A West Devon first-time writer has published a novel reimagining the worst ever coal-mining disaster in North Wales.

Inspired by actual events, The Wind Road is a haunting time-slip tale about the men who survived the 1934 Gresford Colliery disaster, the hundreds who died and the four-year-old girl who set them free.

Joanna Eden’s debut novel was inspired by her childhood growing up in the Welsh border village of Rosset, near Gresford, and the ‘soot-men’ from the mine she saw in her dreams from her home over the abandoned mine.

The story involves a young girl named Jemima, born over an abandoned mine tunnel, who forms a bond with a ‘soot-man’ she sees each night in her dreams in 1984.

Then, going back in time to 1934, Wey Smith, a miner at Gresford, glimpses a ghost girl following him around in the dark. Fast forward to 2014, an old man sits alone in a colliery cottage, haunted by the legend of Weyland the Smith, a statue of a black swan, and the men entombed in the mine below.

Set during the build-up and aftermath of the disaster, Joanna uncovers their mysterious connection through time.

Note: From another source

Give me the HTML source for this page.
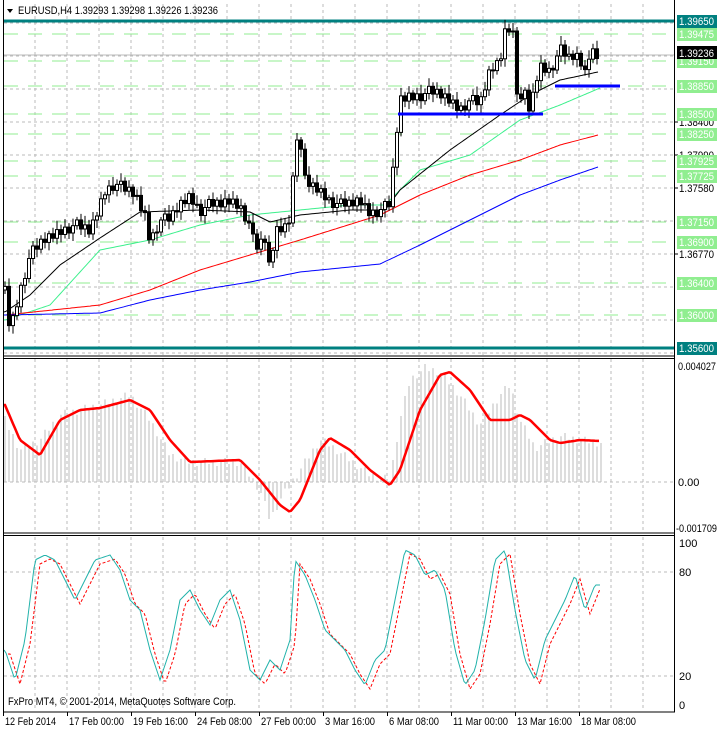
<!DOCTYPE html>
<html><head><meta charset="utf-8"><style>
html,body{margin:0;padding:0;background:#fff;width:717px;height:730px;overflow:hidden}
svg{display:block;font-family:"Liberation Sans",sans-serif;font-size:11px}
</style></head><body>
<svg id="s" width="717" height="730" xmlns="http://www.w3.org/2000/svg"></svg>
<script>
var S=document.getElementById('s'),o='';
function L(x1,y1,x2,y2,c,w,d){o+='<line x1="'+x1+'" y1="'+y1+'" x2="'+x2+'" y2="'+y2+'" stroke="'+c+'" stroke-width="'+(w||1)+'"'+(d?' stroke-dasharray="'+d+'"':'')+'/>';}
function T(x,y,t,c,bg,w,tl){if(bg)o+='<rect x="'+(x-2)+'" y="'+(y-10)+'" width="'+(w||42)+'" height="13" fill="'+bg+'"/>';o+='<text x="'+x+'" y="'+y+'" fill="'+(c||'#000')+'"'+(tl?' textLength="'+tl+'" lengthAdjust="spacingAndGlyphs"':'')+'>'+t+'</text>';}
function interp(p,x){for(var i=0;i<p.length-1;i++){if(x>=p[i][0]&&x<=p[i+1][0]){var t=(x-p[i][0])/(p[i+1][0]-p[i][0]);return p[i][1]+t*(p[i+1][1]-p[i][1]);}}return x<p[0][0]?p[0][1]:p[p.length-1][1];}
function PL(p,c,w,d,x0,x1){var s='';for(var x=x0;x<=x1;x+=2)s+=x+','+interp(p,x).toFixed(1)+' ';o+='<polyline points="'+s+'" fill="none" stroke="'+c+'" stroke-width="'+(w||1)+'"'+(d?' stroke-dasharray="'+d+'"':'')+'/>';}
for(var x=35;x<=643;x+=32){L(x,4,x,355,'#bbb',1,'3,3');L(x,359,x,532,'#bbb',1,'3,3');L(x,537,x,711,'#bbb',1,'3,3');}
for(var y=23;y<=353;y+=33)L(4,y,674,y,'#bbb',1,'3,3');
var G=[[34,'1.39475'],[61,'1.39150'],[86,'1.38850'],[114,'1.38500'],[134,'1.38250'],[161,'1.37925'],[176,'1.37725'],[222,'1.37150'],[242,'1.36900'],[283,'1.36400'],[315,'1.36000']];
G.forEach(function(g){L(4,g[0],674,g[0],'#90ee90',1,'14,10');});
L(4,55,674,55,'#bbb',1);
L(4,21,674,21,'#008080',3);L(4,348,674,348,'#008080',3);
PL([[5,320],[50,305],[100,250],[150,240],[200,225],[250,215],[300,210],[350,205],[385,205],[420,170],[470,155],[520,120],[560,105],[600,88]],'#3cf08c',1,0,4,600);
PL([[5,315],[100,305],[150,290],[200,270],[250,255],[300,240],[380,215],[420,195],[470,175],[520,160],[560,145],[598,135]],'#f00',1,0,4,598);
PL([[5,315],[100,313],[150,300],[200,290],[250,282],[300,272],[380,264],[420,245],[470,220],[520,195],[560,180],[598,167]],'#00f',1,0,4,598);
PL([[5,312],[30,295],[60,265],[100,238],[140,212],[200,210],[250,212],[270,222],[300,215],[350,210],[385,210],[400,190],[450,150],[500,115],[530,95],[560,80],[598,72]],'#000',1,0,4,598);
var C=[[5,290],[10,330],[20,290],[30,255],[45,240],[60,230],[75,225],[90,232],[105,190],[115,183],[125,190],[135,195],[145,215],[150,240],[160,220],[170,220],[180,205],[190,195],[200,210],[210,205],[220,205],[230,200],[240,205],[250,225],[255,250],[265,240],[270,272],[275,230],[285,225],[290,215],[295,150],[300,140],[305,180],[310,185],[320,190],[330,200],[340,205],[350,205],[360,200],[370,212],[380,210],[390,205],[395,150],[400,100],[410,95],[420,95],[430,92],[440,95],[450,100],[460,108],[470,100],[480,105],[490,70],[500,60],[505,30],[510,25],[515,35],[517,100],[525,95],[530,112],[535,85],[540,65],[550,70],[560,50],[570,60],[575,55],[580,60],[585,72],[590,50],[595,50],[599,55]];
var prev=interp(C,3);
for(var x=5;x<=599;x+=4){var c=interp(C,x)+((x*7)%11-5)*1.2;var hi=Math.min(prev,c)-3-((x*13)%7);var lo=Math.max(prev,c)+3+((x*17)%6);
L(x,hi,x,lo,'#000',1);var t=Math.min(prev,c),h=Math.max(Math.abs(prev-c),1);
o+='<rect x="'+(x-1.5)+'" y="'+t+'" width="3" height="'+h+'" fill="'+(c<prev?'#fff':'#000')+'" stroke="#000" stroke-width="1"/>';prev=c;}
L(398,114,543,114,'#00f',3);L(555,86,620,86,'#00f',3);
L(4,482,674,482,'#bbb',1,'3,3');
var H=[[5,420],[20,450],[40,440],[60,415],[80,410],[100,405],[130,395],[150,420],[170,455],[190,462],[240,462],[260,490],[270,520],[280,500],[300,470],[320,440],[330,445],[350,460],[370,475],[390,480],[400,420],[410,380],[425,368],[440,372],[460,395],[480,425],[500,395],[510,385],[520,420],[535,448],[560,436],[580,440],[600,443]];
for(var x=5;x<=601;x+=4){var v=interp(H,x)+((x*7)%5-2)*2;L(x,482,x,v,'#bbb',1);}
PL([[5,405],[20,440],[40,455],[60,420],[80,410],[100,408],[130,400],[150,410],[170,440],[190,462],[240,460],[260,480],[280,505],[290,512],[300,500],[320,450],[330,438],[350,450],[370,470],[390,485],[400,470],[420,410],[440,375],[450,372],[470,390],[490,420],[510,420],[520,415],[530,420],[550,440],[560,443],[580,440],[600,441]],'#f00',2.5,0,3,600);
L(4,572,674,572,'#bbb',1,'3,3');L(4,676,674,676,'#bbb',1,'3,3');
var K=[[5,650],[15,680],[25,640],[35,560],[45,555],[55,560],[65,580],[75,600],[85,580],[95,560],[110,555],[120,570],[130,600],[140,610],[150,650],[160,680],[170,650],[180,600],[190,590],[200,610],[210,625],[220,600],[230,590],[240,620],[250,670],[260,680],[270,660],[280,670],[290,640],[295,560],[305,575],[315,600],[325,630],[335,640],[345,650],[355,670],[365,685],[375,660],[385,650],[395,600],[405,550],[415,555],[425,575],[435,570],[445,590],[455,650],[465,685],[475,670],[485,620],[495,560],[505,550],[515,610],[525,660],[535,680],[545,640],[555,620],[565,600],[575,575],[585,610],[595,585],[600,585]];
var D=K.map(function(p){return [p[0]+5,p[1]+4];});
PL(D,'#f00',1,'3,2',8,600);
PL(K,'#20b2aa',1,0,4,600);
L(3.5,0,3.5,712,'#000',1);L(674.5,0,674.5,712,'#000',1);
L(3,356,675,356,'#000',1);L(3,358.5,675,358.5,'#000',1);
L(3,533,675,533,'#000',1);L(3,535.5,675,535.5,'#000',1);
L(3,712,675,712,'#000',1);
var B=[[122,'1.38400'],[155,'1.37990'],[188,'1.37580'],[254,'1.36770']];
B.forEach(function(b){L(674,b[0],678,b[0],'#000');T(679,b[0]+4,b[1],'#000',0,0,35);});
G.forEach(function(g){T(679,g[0]+4,g[1],'#fff','#90ee90',40,35);});
T(679,25,'1.39650','#fff','#008080',40,35);T(679,352,'1.35600','#fff','#008080',40,35);
o+='<rect x="677" y="46" width="40" height="13" fill="#000"/><text x="679" y="57" fill="#fff" textLength="35" lengthAdjust="spacingAndGlyphs">1.39236</text>';
T(678,370,'0.004027','#000',0,0,38);T(678,486,'0.00');T(676,532,'-0.001709','#000',0,0,41);
T(679,547,'100');T(679,576,'80');T(679,680,'20');T(679,709,'0');
o+='<polygon points="7,9 13,9 10,13" fill="#000"/>';
o+='<text x="18" y="14" fill="#000" textLength="200" lengthAdjust="spacingAndGlyphs">EURUSD,H4  1.39293 1.39298 1.39226 1.39236</text>';
o+='<text x="8" y="705" fill="#000" textLength="228" lengthAdjust="spacingAndGlyphs">FxPro MT4, © 2001-2014, MetaQuotes Software Corp.</text>';
var TL=[[3,'12 Feb 2014',51],[67,'17 Feb 00:00',55],[131,'19 Feb 16:00',55],[195,'24 Feb 08:00',55],[259,'27 Feb 00:00',55],[323,'3 Mar 16:00',50],[387,'6 Mar 08:00',50],[451,'11 Mar 00:00',55],[515,'13 Mar 16:00',55],[579,'18 Mar 08:00',55]];
TL.forEach(function(t){L(t[0]+0.5,712,t[0]+0.5,716,'#000');T(t[0]+2,725,t[1],'#000',0,0,t[2]);});
S.innerHTML=o;
</script>
</body></html>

Joanna says The Wind Road is a tale of magic, coal mining and the meaning of myth in our lives: “As a child in the 80s, I lived over the abandoned tunnels of Gresford mine and saw ‘soot-men’ each night in my dreams. In 2014, I learned about the Gresford disaster and was inspired to tell the miners’ story, a creation that would take me the next ten years.”

Joanna, a finalist in the Exeter Novel Prize competition, self-published her novel by creating Ash Books with her son, Atlas, as a homeschool project to learn about every aspect of publishing.